**INFORMATION SUPPLIED**
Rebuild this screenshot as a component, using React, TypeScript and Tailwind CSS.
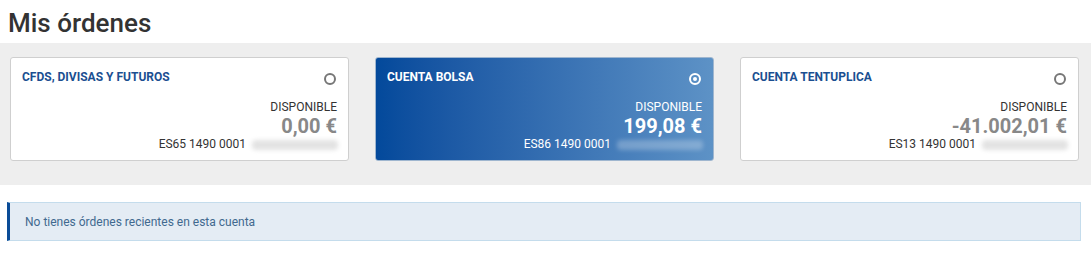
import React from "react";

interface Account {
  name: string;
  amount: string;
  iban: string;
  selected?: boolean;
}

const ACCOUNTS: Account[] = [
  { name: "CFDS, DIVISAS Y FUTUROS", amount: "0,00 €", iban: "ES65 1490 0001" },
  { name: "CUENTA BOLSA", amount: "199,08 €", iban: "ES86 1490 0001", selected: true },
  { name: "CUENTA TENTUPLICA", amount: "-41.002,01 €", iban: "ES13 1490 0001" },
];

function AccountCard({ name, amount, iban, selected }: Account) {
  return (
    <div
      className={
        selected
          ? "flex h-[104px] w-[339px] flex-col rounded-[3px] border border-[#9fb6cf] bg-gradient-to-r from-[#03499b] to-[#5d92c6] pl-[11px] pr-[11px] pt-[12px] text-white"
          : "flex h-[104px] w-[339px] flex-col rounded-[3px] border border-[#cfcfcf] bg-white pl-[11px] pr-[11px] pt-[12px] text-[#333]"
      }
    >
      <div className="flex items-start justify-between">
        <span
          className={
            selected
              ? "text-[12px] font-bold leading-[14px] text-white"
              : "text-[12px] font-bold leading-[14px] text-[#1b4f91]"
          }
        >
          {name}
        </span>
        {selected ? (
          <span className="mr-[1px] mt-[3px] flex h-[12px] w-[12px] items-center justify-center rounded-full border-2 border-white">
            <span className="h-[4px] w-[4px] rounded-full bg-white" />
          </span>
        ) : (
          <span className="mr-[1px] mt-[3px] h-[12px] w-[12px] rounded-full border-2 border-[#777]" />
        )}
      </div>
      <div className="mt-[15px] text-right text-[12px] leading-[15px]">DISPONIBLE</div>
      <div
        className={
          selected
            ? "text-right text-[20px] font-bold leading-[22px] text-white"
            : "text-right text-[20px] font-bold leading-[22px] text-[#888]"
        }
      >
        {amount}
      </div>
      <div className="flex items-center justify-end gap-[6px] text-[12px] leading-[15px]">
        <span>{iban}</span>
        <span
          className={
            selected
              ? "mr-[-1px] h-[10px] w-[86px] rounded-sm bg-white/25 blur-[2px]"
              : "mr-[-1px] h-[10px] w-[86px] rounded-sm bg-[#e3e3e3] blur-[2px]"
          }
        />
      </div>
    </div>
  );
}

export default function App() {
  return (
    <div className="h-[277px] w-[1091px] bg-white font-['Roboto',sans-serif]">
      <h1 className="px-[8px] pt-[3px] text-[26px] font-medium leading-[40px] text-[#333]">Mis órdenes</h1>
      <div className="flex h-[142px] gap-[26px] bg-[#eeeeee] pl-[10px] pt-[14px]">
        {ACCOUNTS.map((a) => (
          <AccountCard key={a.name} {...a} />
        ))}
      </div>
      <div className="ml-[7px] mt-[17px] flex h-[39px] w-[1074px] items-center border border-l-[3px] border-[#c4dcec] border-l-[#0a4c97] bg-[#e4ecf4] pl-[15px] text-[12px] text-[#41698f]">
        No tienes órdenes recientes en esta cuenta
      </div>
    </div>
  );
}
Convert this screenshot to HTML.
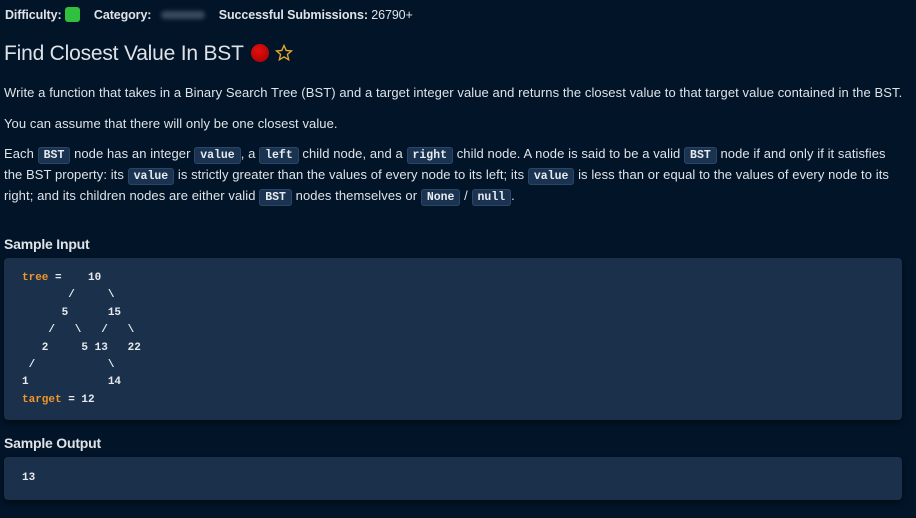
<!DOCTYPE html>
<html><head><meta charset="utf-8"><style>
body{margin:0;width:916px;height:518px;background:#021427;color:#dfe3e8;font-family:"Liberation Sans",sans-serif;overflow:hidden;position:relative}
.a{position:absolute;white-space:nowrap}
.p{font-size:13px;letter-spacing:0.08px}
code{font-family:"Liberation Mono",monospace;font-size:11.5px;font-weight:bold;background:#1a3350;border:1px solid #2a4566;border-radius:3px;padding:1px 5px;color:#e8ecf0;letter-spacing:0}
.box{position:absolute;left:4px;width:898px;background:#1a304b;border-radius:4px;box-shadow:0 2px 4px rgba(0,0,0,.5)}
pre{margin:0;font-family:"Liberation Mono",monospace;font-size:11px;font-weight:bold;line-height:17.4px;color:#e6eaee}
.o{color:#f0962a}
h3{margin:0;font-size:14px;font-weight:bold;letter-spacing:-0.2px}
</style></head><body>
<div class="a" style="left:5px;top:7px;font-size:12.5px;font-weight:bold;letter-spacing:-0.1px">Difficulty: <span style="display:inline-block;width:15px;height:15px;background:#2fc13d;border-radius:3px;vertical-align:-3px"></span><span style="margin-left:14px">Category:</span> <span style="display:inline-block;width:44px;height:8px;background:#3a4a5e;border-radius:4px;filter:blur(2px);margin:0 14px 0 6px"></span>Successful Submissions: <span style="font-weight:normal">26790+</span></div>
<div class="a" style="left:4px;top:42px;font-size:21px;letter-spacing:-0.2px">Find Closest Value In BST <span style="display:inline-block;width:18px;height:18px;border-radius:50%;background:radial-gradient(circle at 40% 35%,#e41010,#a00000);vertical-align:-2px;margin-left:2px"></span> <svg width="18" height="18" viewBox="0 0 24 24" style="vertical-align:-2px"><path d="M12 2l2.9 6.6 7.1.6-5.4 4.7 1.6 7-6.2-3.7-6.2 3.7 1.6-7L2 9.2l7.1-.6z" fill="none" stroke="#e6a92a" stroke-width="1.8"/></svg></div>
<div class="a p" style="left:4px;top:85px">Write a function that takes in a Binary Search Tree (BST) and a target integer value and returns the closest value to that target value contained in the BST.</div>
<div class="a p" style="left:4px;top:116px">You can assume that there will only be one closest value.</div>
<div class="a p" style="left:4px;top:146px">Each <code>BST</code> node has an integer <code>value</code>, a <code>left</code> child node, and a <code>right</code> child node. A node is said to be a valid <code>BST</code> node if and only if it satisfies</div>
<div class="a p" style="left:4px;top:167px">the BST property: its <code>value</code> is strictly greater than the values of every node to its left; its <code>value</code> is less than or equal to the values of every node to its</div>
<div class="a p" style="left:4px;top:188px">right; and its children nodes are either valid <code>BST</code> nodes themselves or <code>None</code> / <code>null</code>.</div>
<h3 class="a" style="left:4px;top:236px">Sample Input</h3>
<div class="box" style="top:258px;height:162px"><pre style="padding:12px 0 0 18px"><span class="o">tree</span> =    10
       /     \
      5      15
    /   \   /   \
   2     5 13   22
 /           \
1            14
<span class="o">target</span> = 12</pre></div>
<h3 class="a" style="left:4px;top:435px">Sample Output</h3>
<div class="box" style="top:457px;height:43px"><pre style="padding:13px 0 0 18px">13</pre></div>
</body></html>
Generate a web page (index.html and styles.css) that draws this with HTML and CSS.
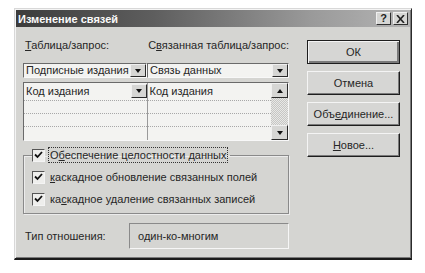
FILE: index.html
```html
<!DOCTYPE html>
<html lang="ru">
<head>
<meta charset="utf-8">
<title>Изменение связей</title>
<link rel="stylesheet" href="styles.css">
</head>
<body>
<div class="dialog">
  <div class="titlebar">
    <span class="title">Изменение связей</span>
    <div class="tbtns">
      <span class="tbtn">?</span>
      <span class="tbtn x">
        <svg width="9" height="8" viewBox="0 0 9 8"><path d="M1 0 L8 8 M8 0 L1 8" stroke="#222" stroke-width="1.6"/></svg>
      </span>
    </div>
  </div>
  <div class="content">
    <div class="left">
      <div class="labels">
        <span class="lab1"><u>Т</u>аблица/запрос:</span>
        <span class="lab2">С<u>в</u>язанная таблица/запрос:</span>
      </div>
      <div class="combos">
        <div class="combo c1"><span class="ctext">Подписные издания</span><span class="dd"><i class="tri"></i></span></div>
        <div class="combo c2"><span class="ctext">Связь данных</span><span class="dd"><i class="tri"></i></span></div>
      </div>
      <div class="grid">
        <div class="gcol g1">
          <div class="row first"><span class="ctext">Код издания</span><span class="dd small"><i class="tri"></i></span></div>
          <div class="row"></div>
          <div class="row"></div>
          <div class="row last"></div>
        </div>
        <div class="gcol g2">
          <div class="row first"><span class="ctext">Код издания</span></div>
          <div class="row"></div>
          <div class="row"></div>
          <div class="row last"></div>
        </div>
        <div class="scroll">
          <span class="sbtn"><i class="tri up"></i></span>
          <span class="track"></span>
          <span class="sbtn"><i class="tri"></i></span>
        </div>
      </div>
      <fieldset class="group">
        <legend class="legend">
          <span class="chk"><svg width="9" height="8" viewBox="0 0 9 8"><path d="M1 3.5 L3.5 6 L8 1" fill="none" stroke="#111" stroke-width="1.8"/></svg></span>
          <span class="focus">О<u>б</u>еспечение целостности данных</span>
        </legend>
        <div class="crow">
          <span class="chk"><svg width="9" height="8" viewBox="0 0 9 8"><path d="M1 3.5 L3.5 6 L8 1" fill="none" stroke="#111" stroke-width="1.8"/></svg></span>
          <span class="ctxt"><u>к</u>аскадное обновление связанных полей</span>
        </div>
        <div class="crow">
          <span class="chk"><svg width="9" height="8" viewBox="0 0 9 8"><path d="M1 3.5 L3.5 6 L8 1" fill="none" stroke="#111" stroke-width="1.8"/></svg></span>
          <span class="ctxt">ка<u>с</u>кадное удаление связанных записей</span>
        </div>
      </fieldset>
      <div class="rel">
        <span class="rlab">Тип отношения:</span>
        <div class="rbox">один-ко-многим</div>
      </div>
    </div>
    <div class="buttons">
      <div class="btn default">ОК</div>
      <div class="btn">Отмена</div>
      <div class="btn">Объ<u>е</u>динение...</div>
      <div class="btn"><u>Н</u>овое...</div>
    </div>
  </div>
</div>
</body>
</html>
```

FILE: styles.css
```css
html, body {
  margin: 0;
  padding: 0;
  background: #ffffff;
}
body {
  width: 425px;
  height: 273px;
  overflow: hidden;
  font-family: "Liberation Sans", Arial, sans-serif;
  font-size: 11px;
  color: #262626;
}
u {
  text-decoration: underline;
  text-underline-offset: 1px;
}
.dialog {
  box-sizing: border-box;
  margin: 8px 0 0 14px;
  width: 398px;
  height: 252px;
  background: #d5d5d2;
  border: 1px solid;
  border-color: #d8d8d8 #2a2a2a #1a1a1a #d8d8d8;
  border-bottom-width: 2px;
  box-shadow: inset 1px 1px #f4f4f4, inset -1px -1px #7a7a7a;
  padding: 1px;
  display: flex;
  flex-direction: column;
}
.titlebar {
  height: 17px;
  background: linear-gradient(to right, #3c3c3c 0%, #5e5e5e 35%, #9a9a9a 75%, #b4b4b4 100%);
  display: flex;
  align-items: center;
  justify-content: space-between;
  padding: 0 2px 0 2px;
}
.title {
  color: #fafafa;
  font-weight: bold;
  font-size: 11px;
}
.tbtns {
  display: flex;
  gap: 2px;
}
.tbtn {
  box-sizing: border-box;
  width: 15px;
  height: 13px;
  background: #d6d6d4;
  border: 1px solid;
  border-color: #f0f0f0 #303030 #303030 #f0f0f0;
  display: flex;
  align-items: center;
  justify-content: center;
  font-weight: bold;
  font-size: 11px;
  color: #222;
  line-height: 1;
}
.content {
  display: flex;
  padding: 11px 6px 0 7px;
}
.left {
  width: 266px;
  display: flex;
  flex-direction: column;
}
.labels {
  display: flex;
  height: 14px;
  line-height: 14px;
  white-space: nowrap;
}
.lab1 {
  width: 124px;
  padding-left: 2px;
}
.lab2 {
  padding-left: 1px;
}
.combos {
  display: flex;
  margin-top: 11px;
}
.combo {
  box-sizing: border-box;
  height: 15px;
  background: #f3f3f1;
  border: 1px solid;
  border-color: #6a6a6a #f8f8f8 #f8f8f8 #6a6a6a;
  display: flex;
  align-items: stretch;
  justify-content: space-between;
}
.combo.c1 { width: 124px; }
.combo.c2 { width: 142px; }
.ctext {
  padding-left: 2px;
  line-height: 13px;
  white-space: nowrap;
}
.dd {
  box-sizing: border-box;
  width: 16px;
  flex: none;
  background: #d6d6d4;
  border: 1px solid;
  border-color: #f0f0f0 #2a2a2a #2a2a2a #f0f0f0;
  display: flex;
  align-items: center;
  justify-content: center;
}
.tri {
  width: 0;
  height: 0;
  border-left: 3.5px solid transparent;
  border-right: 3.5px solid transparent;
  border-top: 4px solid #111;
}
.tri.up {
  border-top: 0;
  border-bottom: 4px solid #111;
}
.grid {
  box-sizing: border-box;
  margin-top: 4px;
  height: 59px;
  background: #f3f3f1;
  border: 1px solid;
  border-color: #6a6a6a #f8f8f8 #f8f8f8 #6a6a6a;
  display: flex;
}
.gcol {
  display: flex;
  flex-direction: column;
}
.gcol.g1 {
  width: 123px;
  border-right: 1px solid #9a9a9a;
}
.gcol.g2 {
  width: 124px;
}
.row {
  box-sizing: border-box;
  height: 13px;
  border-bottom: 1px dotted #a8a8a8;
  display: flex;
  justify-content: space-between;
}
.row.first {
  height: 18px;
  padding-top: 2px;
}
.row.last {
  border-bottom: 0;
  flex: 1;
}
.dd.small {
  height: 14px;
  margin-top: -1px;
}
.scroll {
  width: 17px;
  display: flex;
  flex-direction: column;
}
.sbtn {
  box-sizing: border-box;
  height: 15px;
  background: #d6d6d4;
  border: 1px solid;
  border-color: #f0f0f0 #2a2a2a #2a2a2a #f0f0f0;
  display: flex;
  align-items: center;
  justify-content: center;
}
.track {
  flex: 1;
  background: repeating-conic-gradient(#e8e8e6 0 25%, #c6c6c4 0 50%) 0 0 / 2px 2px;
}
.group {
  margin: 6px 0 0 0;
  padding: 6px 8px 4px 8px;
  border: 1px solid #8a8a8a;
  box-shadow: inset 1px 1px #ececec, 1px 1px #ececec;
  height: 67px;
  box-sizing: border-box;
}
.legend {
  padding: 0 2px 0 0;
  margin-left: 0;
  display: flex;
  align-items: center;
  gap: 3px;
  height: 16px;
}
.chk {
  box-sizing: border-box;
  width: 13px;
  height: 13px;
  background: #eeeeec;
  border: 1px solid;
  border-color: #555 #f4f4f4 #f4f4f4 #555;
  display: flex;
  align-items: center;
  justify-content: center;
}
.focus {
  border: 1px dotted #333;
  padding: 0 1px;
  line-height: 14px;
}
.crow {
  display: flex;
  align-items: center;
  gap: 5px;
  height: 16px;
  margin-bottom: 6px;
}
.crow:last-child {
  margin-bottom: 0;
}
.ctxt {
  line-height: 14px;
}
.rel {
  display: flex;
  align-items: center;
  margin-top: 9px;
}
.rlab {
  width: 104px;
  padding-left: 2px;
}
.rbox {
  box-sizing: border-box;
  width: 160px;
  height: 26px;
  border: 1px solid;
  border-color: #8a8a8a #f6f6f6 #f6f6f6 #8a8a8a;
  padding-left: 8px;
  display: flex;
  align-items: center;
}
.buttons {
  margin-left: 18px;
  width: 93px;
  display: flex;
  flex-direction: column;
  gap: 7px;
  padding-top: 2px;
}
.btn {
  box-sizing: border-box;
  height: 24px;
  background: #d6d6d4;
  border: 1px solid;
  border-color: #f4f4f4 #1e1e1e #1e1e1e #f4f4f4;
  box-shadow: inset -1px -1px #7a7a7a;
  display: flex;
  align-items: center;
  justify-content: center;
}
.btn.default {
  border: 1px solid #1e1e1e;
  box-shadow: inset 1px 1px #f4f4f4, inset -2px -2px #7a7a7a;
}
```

**EXERCISE GOAL**
Which lines contain "this"? Show each of them.

**ANSWER FOR THE TASK**
Rebuild this screenshot as a component, using React, TypeScript and Tailwind CSS.
Convert this screenshot to HTML.
Generate a web page (index.html and styles.css) that draws this with HTML and CSS.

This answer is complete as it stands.